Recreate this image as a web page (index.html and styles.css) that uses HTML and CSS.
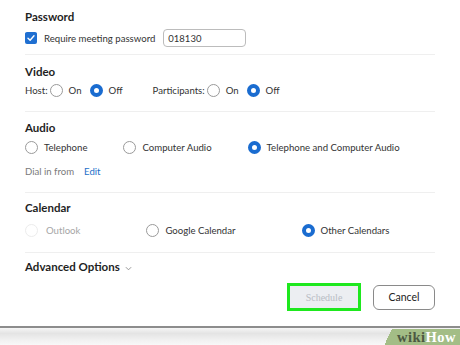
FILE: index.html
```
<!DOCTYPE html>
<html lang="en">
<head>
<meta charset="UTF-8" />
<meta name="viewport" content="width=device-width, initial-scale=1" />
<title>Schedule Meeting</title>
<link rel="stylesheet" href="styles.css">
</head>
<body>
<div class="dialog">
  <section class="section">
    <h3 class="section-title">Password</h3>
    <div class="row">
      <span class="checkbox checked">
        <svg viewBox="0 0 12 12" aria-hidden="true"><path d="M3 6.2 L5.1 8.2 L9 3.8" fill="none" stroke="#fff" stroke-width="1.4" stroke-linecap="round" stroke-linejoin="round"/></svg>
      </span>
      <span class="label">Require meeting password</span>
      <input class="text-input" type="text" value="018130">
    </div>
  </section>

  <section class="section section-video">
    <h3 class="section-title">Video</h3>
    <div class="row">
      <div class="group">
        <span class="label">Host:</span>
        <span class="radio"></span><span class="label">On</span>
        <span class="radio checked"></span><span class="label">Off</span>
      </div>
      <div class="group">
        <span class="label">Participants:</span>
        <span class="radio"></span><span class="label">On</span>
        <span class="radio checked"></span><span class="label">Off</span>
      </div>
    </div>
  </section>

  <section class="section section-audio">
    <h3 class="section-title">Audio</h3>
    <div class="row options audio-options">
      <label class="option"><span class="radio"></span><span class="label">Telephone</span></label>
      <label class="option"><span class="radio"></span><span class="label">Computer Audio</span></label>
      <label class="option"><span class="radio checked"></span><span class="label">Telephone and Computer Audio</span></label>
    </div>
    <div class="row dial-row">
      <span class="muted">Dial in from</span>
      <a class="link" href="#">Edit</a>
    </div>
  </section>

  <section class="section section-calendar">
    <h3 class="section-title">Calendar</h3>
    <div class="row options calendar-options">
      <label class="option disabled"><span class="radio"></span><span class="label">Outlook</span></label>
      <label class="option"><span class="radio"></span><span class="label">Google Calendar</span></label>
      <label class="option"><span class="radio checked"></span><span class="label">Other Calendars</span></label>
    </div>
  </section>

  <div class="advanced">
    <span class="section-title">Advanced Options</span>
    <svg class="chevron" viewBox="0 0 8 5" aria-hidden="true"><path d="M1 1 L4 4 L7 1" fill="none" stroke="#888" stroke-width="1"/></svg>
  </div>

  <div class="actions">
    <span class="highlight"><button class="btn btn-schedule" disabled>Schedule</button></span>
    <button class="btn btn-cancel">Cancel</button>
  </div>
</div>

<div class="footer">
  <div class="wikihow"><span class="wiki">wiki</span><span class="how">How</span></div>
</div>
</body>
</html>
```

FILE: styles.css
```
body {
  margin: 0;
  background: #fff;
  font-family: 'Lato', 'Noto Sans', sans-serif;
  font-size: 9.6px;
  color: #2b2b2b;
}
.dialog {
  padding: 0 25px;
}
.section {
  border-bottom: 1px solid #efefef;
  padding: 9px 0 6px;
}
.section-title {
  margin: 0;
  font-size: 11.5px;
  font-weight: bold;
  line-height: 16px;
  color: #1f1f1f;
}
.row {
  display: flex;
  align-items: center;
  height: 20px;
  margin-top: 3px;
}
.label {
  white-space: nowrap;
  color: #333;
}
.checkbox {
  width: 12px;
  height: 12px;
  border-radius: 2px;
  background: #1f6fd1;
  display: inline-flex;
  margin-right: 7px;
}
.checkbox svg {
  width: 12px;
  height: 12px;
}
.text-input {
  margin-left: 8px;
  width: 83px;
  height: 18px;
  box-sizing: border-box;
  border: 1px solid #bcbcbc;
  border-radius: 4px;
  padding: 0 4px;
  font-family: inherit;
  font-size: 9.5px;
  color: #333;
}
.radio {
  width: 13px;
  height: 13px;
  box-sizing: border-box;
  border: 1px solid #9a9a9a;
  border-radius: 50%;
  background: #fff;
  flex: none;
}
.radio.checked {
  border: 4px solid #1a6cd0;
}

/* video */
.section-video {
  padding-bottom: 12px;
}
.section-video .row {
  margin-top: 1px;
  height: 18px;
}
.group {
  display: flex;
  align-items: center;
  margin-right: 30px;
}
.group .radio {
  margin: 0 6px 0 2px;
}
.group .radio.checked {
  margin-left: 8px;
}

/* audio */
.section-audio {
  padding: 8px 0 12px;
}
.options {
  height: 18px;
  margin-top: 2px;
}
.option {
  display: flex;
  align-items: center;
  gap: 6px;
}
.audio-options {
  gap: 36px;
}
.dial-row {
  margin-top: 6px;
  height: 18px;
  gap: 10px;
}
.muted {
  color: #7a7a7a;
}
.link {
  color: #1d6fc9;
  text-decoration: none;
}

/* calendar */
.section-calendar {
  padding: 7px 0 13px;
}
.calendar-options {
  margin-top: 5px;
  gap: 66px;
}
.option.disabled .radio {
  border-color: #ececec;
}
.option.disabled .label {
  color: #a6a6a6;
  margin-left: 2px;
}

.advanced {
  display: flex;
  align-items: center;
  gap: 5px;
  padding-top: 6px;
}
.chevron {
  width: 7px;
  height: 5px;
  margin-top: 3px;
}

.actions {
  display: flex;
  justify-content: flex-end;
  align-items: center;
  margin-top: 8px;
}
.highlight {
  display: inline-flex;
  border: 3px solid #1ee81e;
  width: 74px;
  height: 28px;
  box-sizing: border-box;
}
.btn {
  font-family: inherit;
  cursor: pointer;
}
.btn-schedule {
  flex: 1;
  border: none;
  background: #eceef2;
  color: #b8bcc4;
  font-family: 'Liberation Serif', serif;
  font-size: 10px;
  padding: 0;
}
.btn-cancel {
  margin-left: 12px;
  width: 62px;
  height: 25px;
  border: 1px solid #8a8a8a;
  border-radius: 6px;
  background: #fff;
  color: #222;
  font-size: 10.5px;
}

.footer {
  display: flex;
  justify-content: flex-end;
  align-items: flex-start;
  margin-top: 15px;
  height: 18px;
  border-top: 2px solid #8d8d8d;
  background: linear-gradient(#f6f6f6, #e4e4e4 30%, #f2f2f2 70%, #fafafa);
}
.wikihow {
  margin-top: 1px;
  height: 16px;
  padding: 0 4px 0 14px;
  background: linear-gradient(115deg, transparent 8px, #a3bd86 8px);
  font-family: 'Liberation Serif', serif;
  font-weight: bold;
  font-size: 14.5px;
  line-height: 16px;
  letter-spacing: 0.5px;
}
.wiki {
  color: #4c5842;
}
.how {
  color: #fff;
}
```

BRIEF -
Count how many lines above carry the word "index". Only the number is required.

EXERCISE ANSWER -
2